The Easton Flood of 2004

If you are looking for photos of the 2005 flood, please read this entry — The Editor

The Delaware River flooded its banks after the remnants of Ivan — combined with another storm — dumped a huge amount of rain on the Lehigh Valley. Sue, Jordan and I walked down town to snap a few pictures of the scene, and we were astounded by what we saw.

As of Sunday, 9/19/2004, Larry Holmes Drive, which runs along the eastern edge of the city and abuts the park, was underwater (sorry, no photos of that — we were on the wrong side of Rte. 22, and the digital camera can’t shoot that far). Riverside Park is underwater and apparently the McDonald’s was as well.

Closer to home, the river flooded 3rd Street, putting a car wash and numerous homes underwater. Rte. 611 is similarly drowned.
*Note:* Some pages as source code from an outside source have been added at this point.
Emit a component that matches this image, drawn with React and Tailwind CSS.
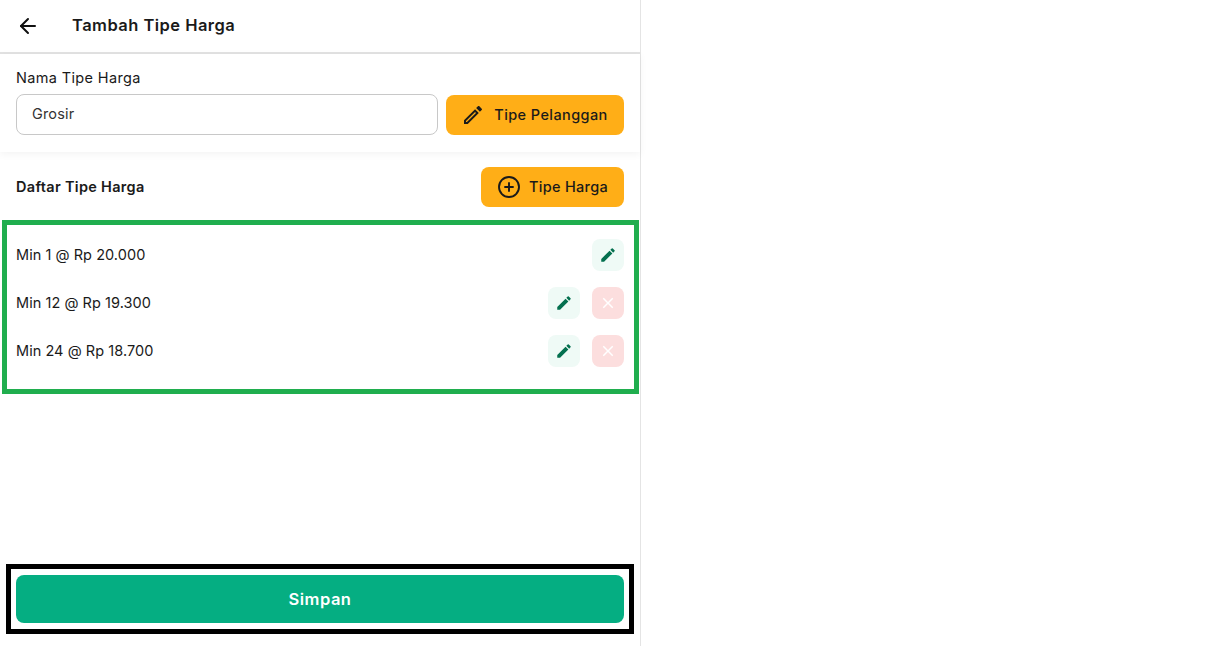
import React from "react";
import { ArrowLeft, CirclePlus } from "lucide-react";
import { MdEdit, MdOutlineEdit, MdClose } from "react-icons/md";

const rows = [
  { text: "Min 1 @ Rp 20.000", del: false },
  { text: "Min 12 @ Rp 19.300", del: true },
  { text: "Min 24 @ Rp 18.700", del: true },
];

export default function App() {
  return (
    <div className="flex h-[646px] w-[1205px] overflow-hidden bg-white font-['Inter','Liberation_Sans',sans-serif] text-[#1a1a1a]">
      <div className="flex h-full w-[641px] flex-col border-r border-[#e4e4e4]">
        <header className="flex h-[54px] shrink-0 items-center border-b-2 border-[#e2e2e2] pl-[16px]">
          <ArrowLeft className="size-[24px] text-[#111]" strokeWidth={2} />
          <h1 className="ml-[32px] pb-[2px] text-[16.5px] font-semibold tracking-[0.46px]">Tambah Tipe Harga</h1>
        </header>

        <section className="h-[98px] shrink-0 px-4 pt-[15px] shadow-[0_2px_8px_rgba(0,0,0,0.05)]">
          <p className="h-[25px] text-[14.5px] leading-[18px] tracking-[0.35px]">Nama Tipe Harga</p>
          <div className="flex items-center gap-2">
            <div className="flex h-[41px] w-[422px] items-center rounded-lg border border-[#c8c8c8] pb-[2px] pl-[15px] text-[14.5px] tracking-[0.15px] text-[#333]">Grosir</div>
            <button className="flex h-[40px] w-[178px] items-center justify-center gap-[9px] rounded-lg bg-[#ffae17] pr-[1px] text-[14.5px] font-medium tracking-[0.4px]">
              <MdOutlineEdit className="size-[24px]" />
              Tipe Pelanggan
            </button>
          </div>
        </section>

        <div className="flex shrink-0 items-center justify-between px-4 pt-[15px]">
          <h2 className="text-[14.5px] font-semibold tracking-[0.3px]">Daftar Tipe Harga</h2>
          <button className="flex h-[40px] w-[143px] items-center justify-center gap-[8px] rounded-lg bg-[#ffae17] text-[14.5px] font-medium tracking-[0.3px]">
            <CirclePlus className="size-[24px]" strokeWidth={1.9} />
            Tipe Harga
          </button>
        </div>

        <div className="ml-[2px] mr-[1px] mt-[13px] flex h-[174px] shrink-0 flex-col gap-4 border-[5px] border-[#20ae4e] pb-0 pl-[9px] pr-[10px] pt-[14px]">
          {rows.map((r) => (
            <div key={r.text} className="flex h-8 items-center justify-between">
              <span className="text-[14.5px] tracking-[0.05px]">{r.text}</span>
              <div className="flex gap-3">
                <button className="flex size-8 items-center justify-center rounded-lg bg-[#effaf6]">
                  <MdEdit className="size-[18px] text-[#04704f]" />
                </button>
                {r.del && (
                  <button className="flex size-8 items-center justify-center rounded-lg bg-[#fcdede]">
                    <MdClose className="size-[18px] text-white" />
                  </button>
                )}
              </div>
            </div>
          ))}
        </div>

        <div className="ml-[6px] mt-auto mb-3 h-[70px] w-[628px] shrink-0 border-[5px] border-black px-[5px] pt-[6px]">
          <button className="flex h-[48px] w-full items-center justify-center rounded-lg bg-[#05ae82] text-[16.5px] font-semibold tracking-[0.5px] text-white">
            Simpan
          </button>
        </div>
      </div>
    </div>
  );
}
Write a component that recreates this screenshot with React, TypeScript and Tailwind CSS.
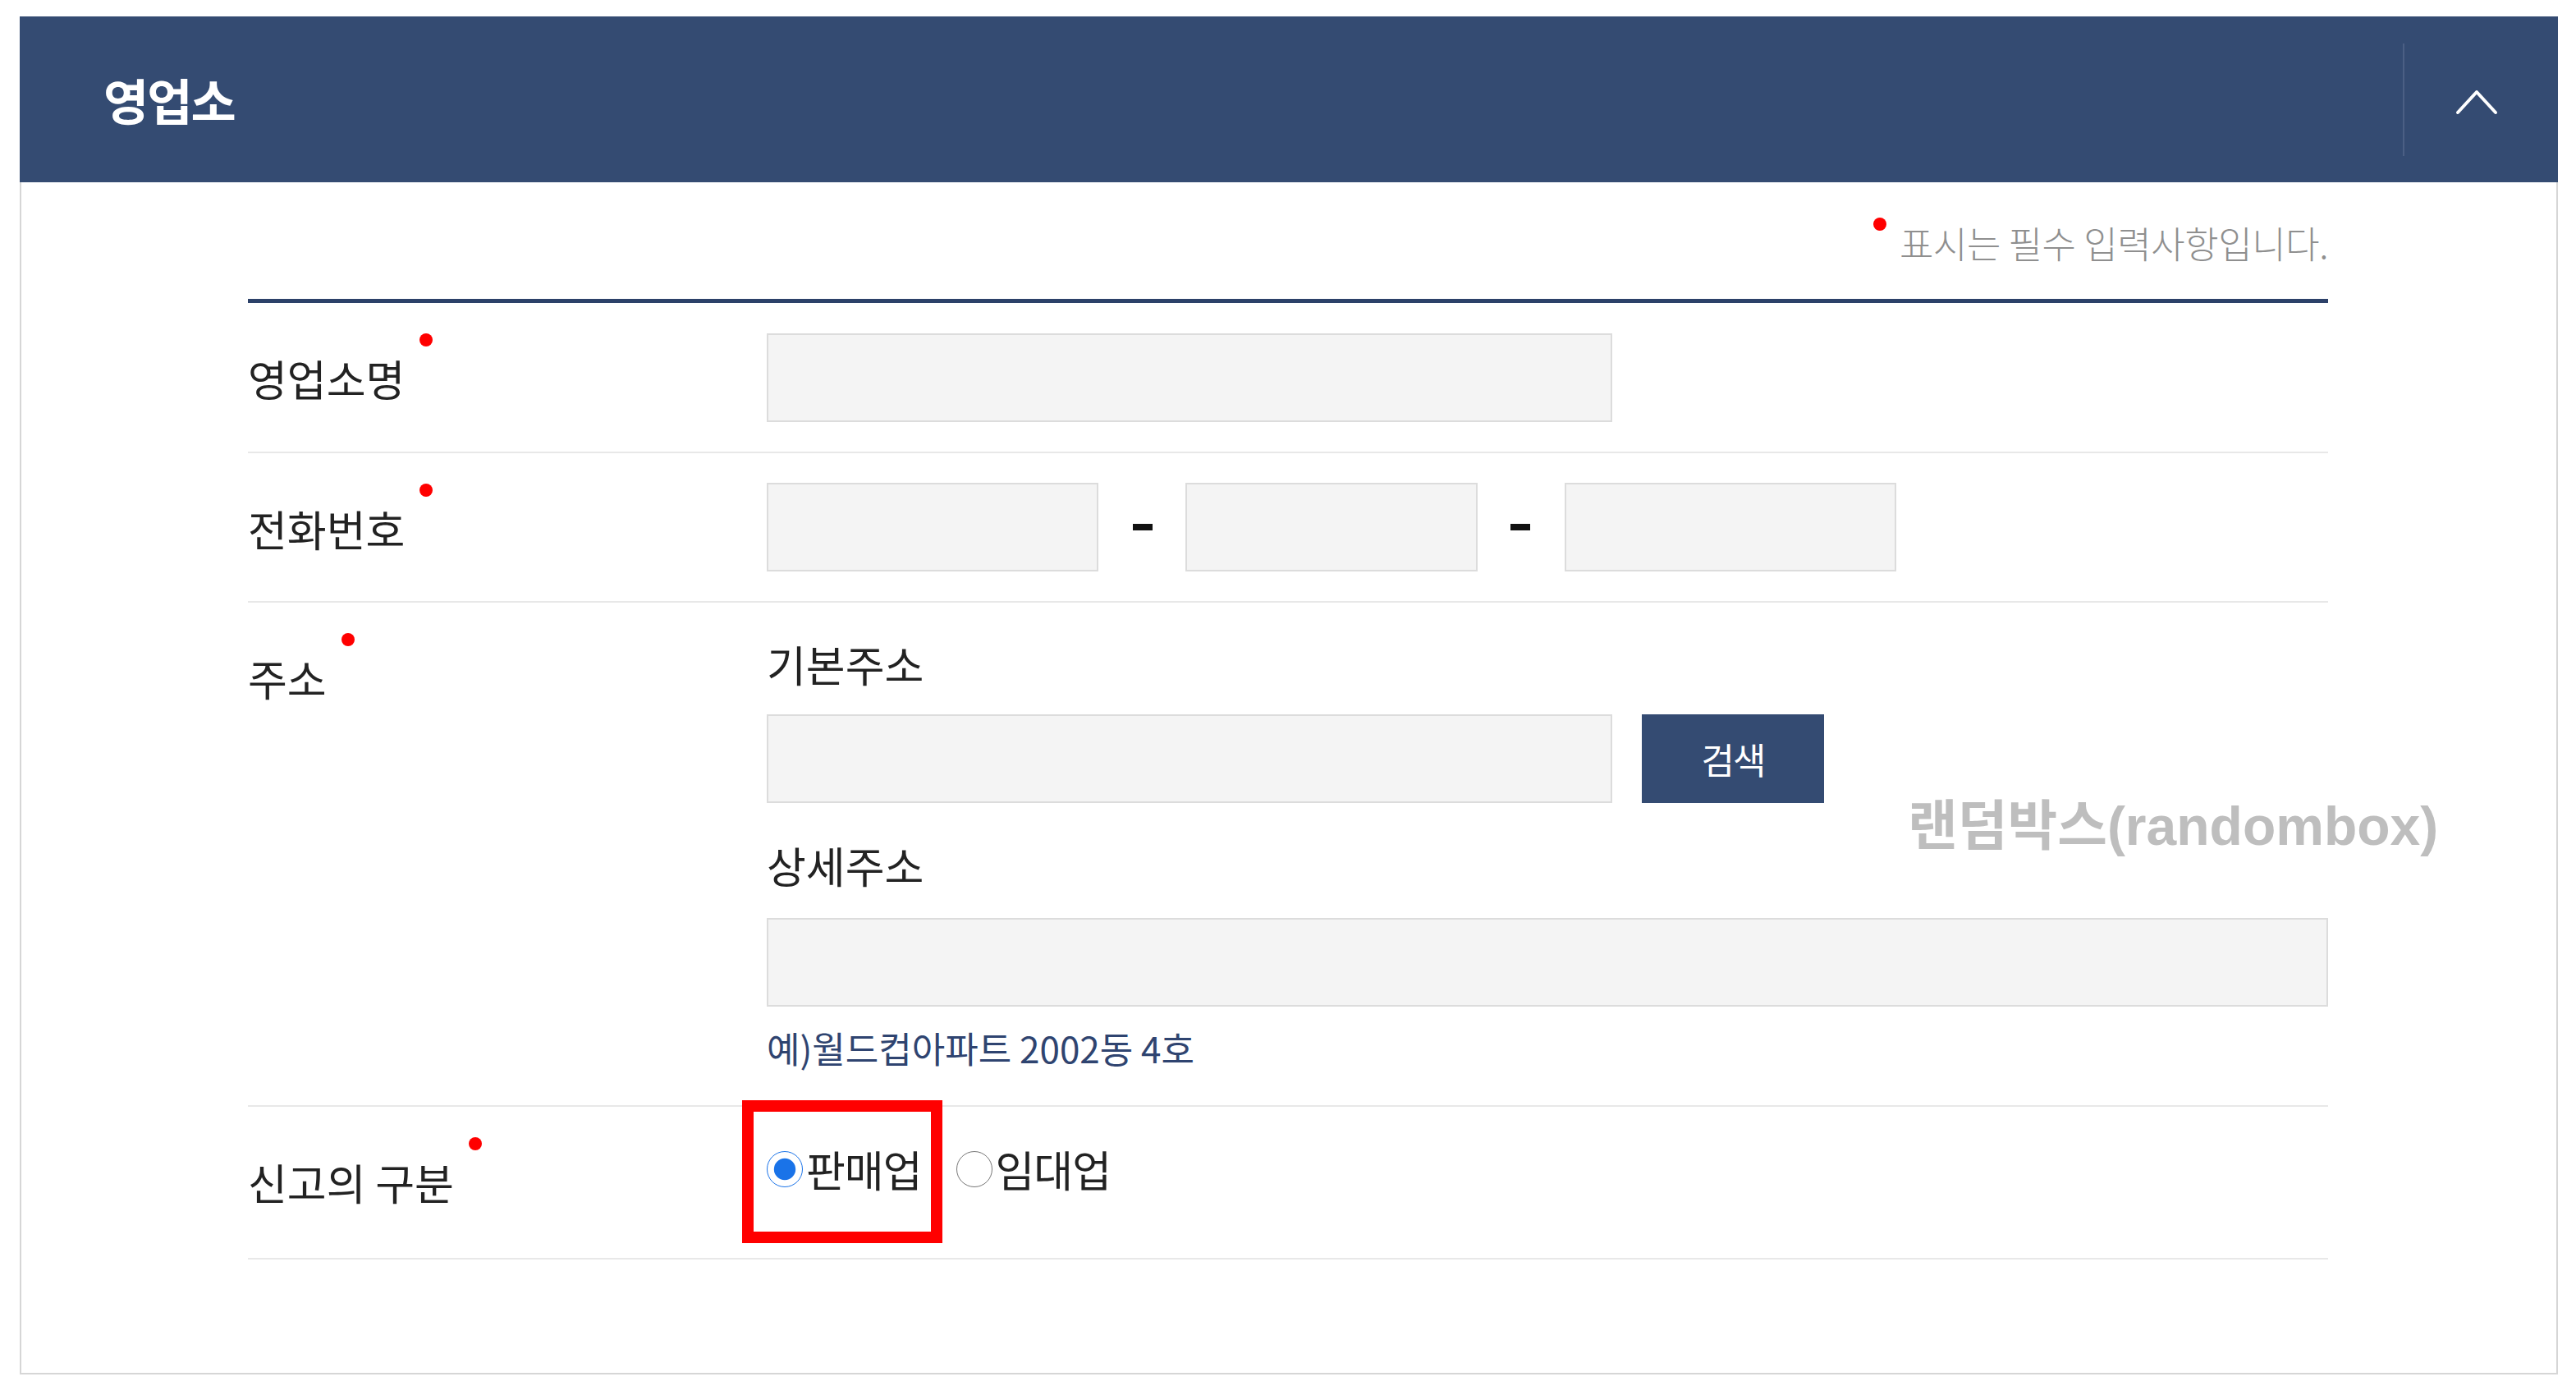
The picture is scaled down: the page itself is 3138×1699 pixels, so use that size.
import React from 'react'

const FONT = "font-['Noto_Sans_CJK_KR','Noto_Sans',sans-serif]"

function Label({ text }: { text: string }) {
  return (
    <div className="w-[632px] shrink-0 pt-[62px]">
      <span className="relative inline-block text-[52px] leading-[60px] tracking-[0px] text-[#222]">
        {text}
        <span className="absolute -right-[34px] -top-[25px] w-[16px] h-[16px] rounded-full bg-[#ff0000]" />
      </span>
    </div>
  )
}

function Field({ w }: { w: string }) {
  return <input className={`block h-[108px] ${w} bg-[#f4f4f4] border-2 border-[#dcdcdc] outline-none`} />
}

export default function App() {
  return (
    <div className={`min-h-screen bg-white pt-[20px] pl-[24px] ${FONT}`}>
      <div className="relative w-[3092px]">
        {/* header */}
        <div className="flex items-center h-[202px] bg-[#344b72]">
          <h1 className="flex-1 pl-[102px] text-[60px] font-bold tracking-[-2px] text-white">영업소</h1>
          <div className="w-[2px] h-[137px] bg-[#4b5f84]" />
          <button className="flex w-[187px] h-full items-center justify-center pr-[12px] pt-[6px]">
            <svg width="52" height="32" viewBox="0 0 52 32" fill="none" stroke="white" strokeWidth="4" strokeLinecap="round" strokeLinejoin="round">
              <polyline points="3,29 26,4 49,29" />
            </svg>
          </button>
        </div>

        {/* body */}
        <div className="border-x-2 border-b-2 border-[#d6d6d6] pl-[276px] pr-[278px] pb-[138px]">
          <p className="flex justify-end pt-[49px] text-[45px] leading-[50px] font-light tracking-[-0.4px] text-[#8f8f8f]">
            <span className="relative">
              <span className="absolute -left-[32px] -top-[6px] w-[16px] h-[16px] rounded-full bg-[#ff0000]" />
              표시는 필수 입력사항입니다.
            </span>
          </p>

          <div className="mt-[43px] border-t-[5px] border-[#2c4169]">
            {/* 영업소명 */}
            <div className="flex border-b-2 border-[#e8e8e8]">
              <Label text="영업소명" />
              <div className="pt-[37px] pb-[36px]">
                <Field w="w-[1030px]" />
              </div>
            </div>

            {/* 전화번호 */}
            <div className="flex border-b-2 border-[#e8e8e8]">
              <Label text="전화번호" />
              <div className="flex items-center py-[36px]">
                <Field w="w-[404px]" />
                <span className="ml-[42px] mr-[40px] w-[24px] h-[8px] bg-[#111]" />
                <Field w="w-[356px]" />
                <span className="ml-[40px] mr-[42px] w-[24px] h-[8px] bg-[#111]" />
                <Field w="w-[404px]" />
              </div>
            </div>

            {/* 주소 */}
            <div className="flex border-b-2 border-[#e8e8e8]">
              <Label text="주소" />
              <div className="flex-1 pt-[45px] pb-[45px]">
                <p className="text-[52px] leading-[60px] tracking-[0px] text-[#222]">기본주소</p>
                <div className="mt-[31px] flex">
                  <Field w="w-[1030px]" />
                  <button className="ml-[36px] w-[222px] h-[108px] bg-[#344b72] text-[44px] tracking-[-2px] text-white">검색</button>
                </div>
                <p className="mt-[46px] text-[52px] leading-[60px] tracking-[0px] text-[#222]">상세주소</p>
                <div className="mt-[34px]">
                  <Field w="w-full" />
                </div>
                <p className="mt-[25px] text-[44px] leading-[50px] tracking-[0px] text-[#2f4470]">예)월드컵아파트 2002동 4호</p>
              </div>
            </div>

            {/* 신고의 구분 */}
            <div className="flex border-b-2 border-[#e8e8e8]">
              <Label text="신고의 구분" />
              <div className="pt-[46px] pb-[78px]">
                <div className="relative flex items-center h-[60px] text-[52px] tracking-[-1px] text-[#222]">
                  <span className="absolute -left-[30px] -top-[54px] w-[244px] h-[174px] border-[14px] border-[#ff0000]" />
                  <label className="flex items-center">
                    <input type="radio" name="kind" defaultChecked className="m-0 w-[44px] h-[44px] accent-[#1a73e8]" />
                    <span className="ml-[4px]">판매업</span>
                  </label>
                  <label className="ml-[42px] flex items-center">
                    <input type="radio" name="kind" className="m-0 w-[44px] h-[44px]" />
                    <span className="ml-[4px]">임대업</span>
                  </label>
                </div>
              </div>
            </div>
          </div>
        </div>

        {/* watermark */}
        <span className="absolute left-[2300px] top-[951px] text-[66px] leading-[70px] font-bold text-[#bebebe] font-['Liberation_Sans','Noto_Sans_CJK_KR',sans-serif]">
          랜덤박스(randombox)
        </span>
      </div>
    </div>
  )
}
On the other side of College Hill (where we live in Easton), the Delaware turned Eddyside Park into just an extension of itself, creating a few sink holes along Rte 611. Further upriver, the Delaware destroyed a home, which later floated downstream and apparently hit the Free Bridge.

On Saturday, things were worse (though the river hadn’t crested yet). College Hill — located on a hill north of Easton — was essentially turned into an island, with most of the major routes cut off by either water or fallen trees. Sullivan Trail remained open at times, but apparently had its own issues with water and trees.

Of course, what we got is nothing compared to what Florida and Alabama got, but its a big deal for this region. We haven’t seen flooding like this since 1996, and in some cases, 1955. It’s all the more mind-numbing because we weren’t expecting it — oh, we knew it was going to rain, and rain quite a lot, but no one expected that the Delaware and Lehigh Rivers (and their various tributaries) would flood like this.

On the plus side, there’s nothing like a natural disaster to bring people together in Easton. The weather was beautiful on Sunday, and a goodly number of people went down to the river to witness its expansive destruction. It was a friendly, festive environment, reminiscent of what you’d see during Heritage Day (a community day of sorts) or during the Arts Festival (which got flooded out this weekend).

All in all, we were lucky. Although trees came down all around College Hill, none fell near our house or cars, the power never went out for more than a few seconds, and our sump pump was able to keep up with the continuous stream of water flowing through our basement.